Solícito, o homem diz que a fiscalização da Urbs é rigorosa. O veículo passou pela fiscalização no início de março e os fiscais elogiaram o bom estado. Ele até orienta a suposta compradora sobre como trabalhar. "É importante manter a segurança e a aparência do veículo. Isso dá confiabilidade e é fundamental para garantir a clientela", explica. Segundo ele, os R$ 30 mil cobrados pela licença seriam usados na entrada da casa própria. "Vamos continuar no serviço com o carro mais novo. A transferência de jurídico para físico é normal. É só levar os documentos (na Urbs) e passar por uma nova vistoria", diz.

O casal só venderá o carro e a licença por extrema necessidade. Se pudesse, ele esperaria, pois há uma perspectiva de valorização. No Congresso Federal há em tramitação propostas que preveem a isenção do IPI (Imposto sobre Produto Industrializado) para os veículos de transporte escolar. Se for aprovada, fará subir o preço de uma permissão no mercado clandestino. "Vai ser igual a (licença) do táxi, que hoje não sai por menos de R$ 130 mil", compara. "Todo mundo que tem licença sonha e reza para que isso aconteça."

Já o transportador escolar Luís (nome fictício) comprou sua permissão em novembro do ano passado por meio de um anúncio de jornal. Na época, pagou R$ 25 mil pela licença, mais R$ 65 mil pelo veículo, um micro-ônibus, ano 2000, com 24 lugares.
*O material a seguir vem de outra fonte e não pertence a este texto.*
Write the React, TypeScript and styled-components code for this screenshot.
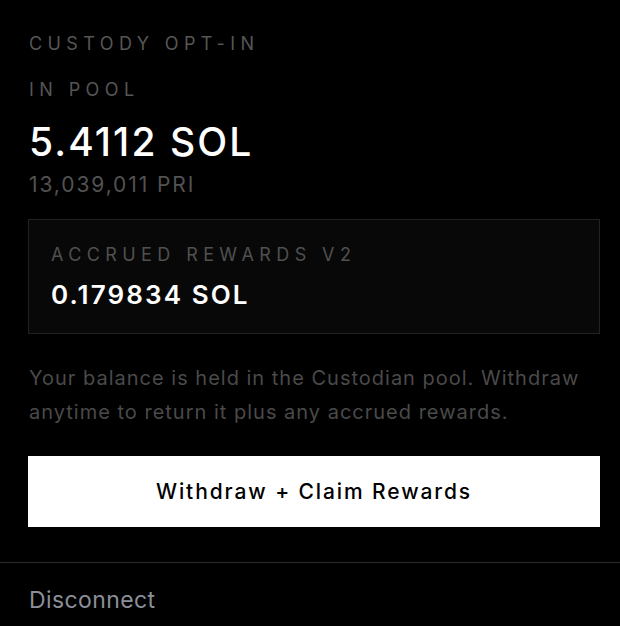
import styled, { createGlobalStyle } from 'styled-components';

const GlobalStyle = createGlobalStyle`
  html, body {
    margin: 0;
    background: #000;
  }
  body {
    font-family: Inter, 'Noto Sans', sans-serif;
    -webkit-font-smoothing: antialiased;
  }
`;

const Panel = styled.main`
  display: flex;
  flex-direction: column;
  min-height: 626px;
  background: #000;
  padding-top: 32px;
  box-sizing: border-box;
`;

const Section = styled.section`
  display: flex;
  flex-direction: column;
  padding: 0 20px 0 28px;
`;

const Label = styled.div<{ $gap?: number }>`
  font-size: 18px;
  line-height: 24px;
  letter-spacing: 0.3em;
  text-transform: uppercase;
  color: #565656;
  padding-left: 1px;
  margin-bottom: ${(p) => p.$gap ?? 0}px;
`;

const Amount = styled.div`
  margin-top: 18px;
  font-size: 39px;
  line-height: 44px;
  font-weight: 500;
  color: #fff;
  letter-spacing: 2.1px;
  padding-left: 1px;
`;

const SubAmount = styled.div`
  margin-top: 8px;
  font-size: 21px;
  line-height: 26px;
  color: #525252;
  letter-spacing: 1.9px;
  padding-left: 1px;
`;

const RewardsBox = styled.div`
  margin-top: 21px;
  border: 1px solid #222;
  background: #080808;
  padding: 24px 22px 21px;
  display: flex;
  flex-direction: column;
  gap: 12px;
`;

const BoxLabel = styled.div`
  font-size: 18px;
  line-height: 22px;
  letter-spacing: 0.3em;
  text-transform: uppercase;
  color: #505050;
`;

const BoxValue = styled.div`
  font-size: 26px;
  line-height: 34px;
  font-weight: 600;
  letter-spacing: 2.1px;
  color: #fff;
`;

const Note = styled.p`
  margin: 27px 0 0;
  padding-left: 1px;
  font-size: 20px;
  line-height: 34px;
  letter-spacing: 1px;
  color: #4a4a4a;
`;

const Button = styled.button`
  margin-top: 27px;
  height: 71px;
  border: none;
  background: #fff;
  color: #000;
  font-family: inherit;
  font-size: 21px;
  font-weight: 500;
  letter-spacing: 1.9px;
  cursor: pointer;
`;

const Divider = styled.hr`
  margin: 35px 0 0;
  border: none;
  border-top: 1px solid #2a2a2a;
`;

const Disconnect = styled.button`
  align-self: flex-start;
  margin: 22px 0 0 28px;
  padding: 0 0 0 1px;
  border: none;
  background: none;
  color: #8b8f98;
  font-family: inherit;
  font-size: 23px;
  line-height: 30px;
  letter-spacing: 0.4px;
  cursor: pointer;
`;

export default function App() {
  return (
    <Panel>
      <GlobalStyle />
      <Section>
        <Label $gap={22}>Custody opt-in</Label>
        <Label>In pool</Label>
        <Amount>5.4112 SOL</Amount>
        <SubAmount>13,039,011 PRI</SubAmount>
        <RewardsBox>
          <BoxLabel>Accrued rewards v2</BoxLabel>
          <BoxValue>0.179834 SOL</BoxValue>
        </RewardsBox>
        <Note>
          Your balance is held in the Custodian pool. Withdraw anytime to
          return it plus any accrued rewards.
        </Note>
        <Button>Withdraw + Claim Rewards</Button>
      </Section>
      <Divider />
      <Disconnect>Disconnect</Disconnect>
    </Panel>
  );
}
Além disso, recebeu no pacote o roteiro das escolas atendidas por quem vendeu a licença, uma empresa jurídica sediada no Boqueirão. Luís conta que atende a região do bairro Cajuru e chega a tirar R$ 5 mil por mês. "Não dá para ficar rico, mas é possível viver tranquilo."

O presidente do Sindicato de Operadores do Transporte Escolar de Curitiba (Sindotec), Marcos de Bem, confirma ter conhecimento da situação, mas prefere não falar sobre o assunto.